Repository files navigation

quotebank-toolkit

This repository contains utility scripts for preprocessing Quotebank [1]. Currently, two scripts are available:

  • json2parquet.py - converts Quotebank data stored in JSON format to parquet format. Parquet files are faster to load, making data exploration significantly more convenient. For details about the Parquet format, see the official documentation.
  • cleanup_disambiguate.py - performs basic cleanup of the quotation-centric Quotebank data and assigns a Wikidata QID to the respective speaker of each quotation. In other words, the script links each attributed speaker to its corresponding Wikidata item, making Wikidata's rich knowledge usable for further analyses. To be more specific, cleanup_disambiguate.py performs the following preprocessing steps:
    • removal of the quotes that meet the following conditions:
      • attributed to no speaker
      • that can be parsed as a date
      • where the speaker name is identified as spurious (see data/blacklists/name_blacklist.txt)
      • that appear only on domains identified as faulty (see data/blacklists/domain_blacklist.txt)
      • mentioning the speaker to which they are attributed (self-quotations) by joining Quotebank with self_quotations_filtered
    • speaker disambiguation by joining Quotebank with data/quotebank_disambiguation_mapping_quote.parquet (see the instructions below to get the required data). Due to the size of Quotebank, speaker disambiguation mapping has been obtained using lightweight heuristics [2].

Usage instructions

  1. Clone this repository by running
git clone https://www.github.com/epfl-dlab/quotebank-toolkit

or, if you have an ssh key set up with GitHub, by running

git clone [email protected]:epfl-dlab/quotebank-toolkit
  1. Position yourself inside the repository by running
cd quotebank-toolkit
  1. Download the quotation-centric Quotebank from Zenodo into data/quotes.

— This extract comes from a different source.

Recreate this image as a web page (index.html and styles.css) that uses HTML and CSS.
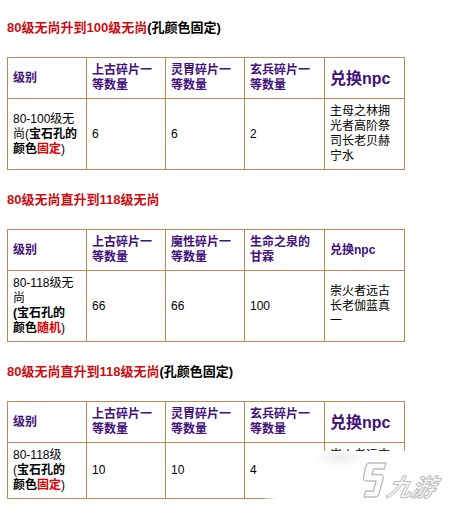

You only need to download the files whose name follows the format quotes-YYYY.json.bz2.
  2. Download the data required to run the scripts. The data is available on Zenodo.
  3. Unzip the data into data.
  4. You can run the scripts in a Conda environment or a Docker container. If you want to run the scripts in a Conda environment, please see Conda environment instructions. Otherwise, see Docker container instructions.
  5. For the details about the scripts and their respective arguments, please see Script-specific instructions.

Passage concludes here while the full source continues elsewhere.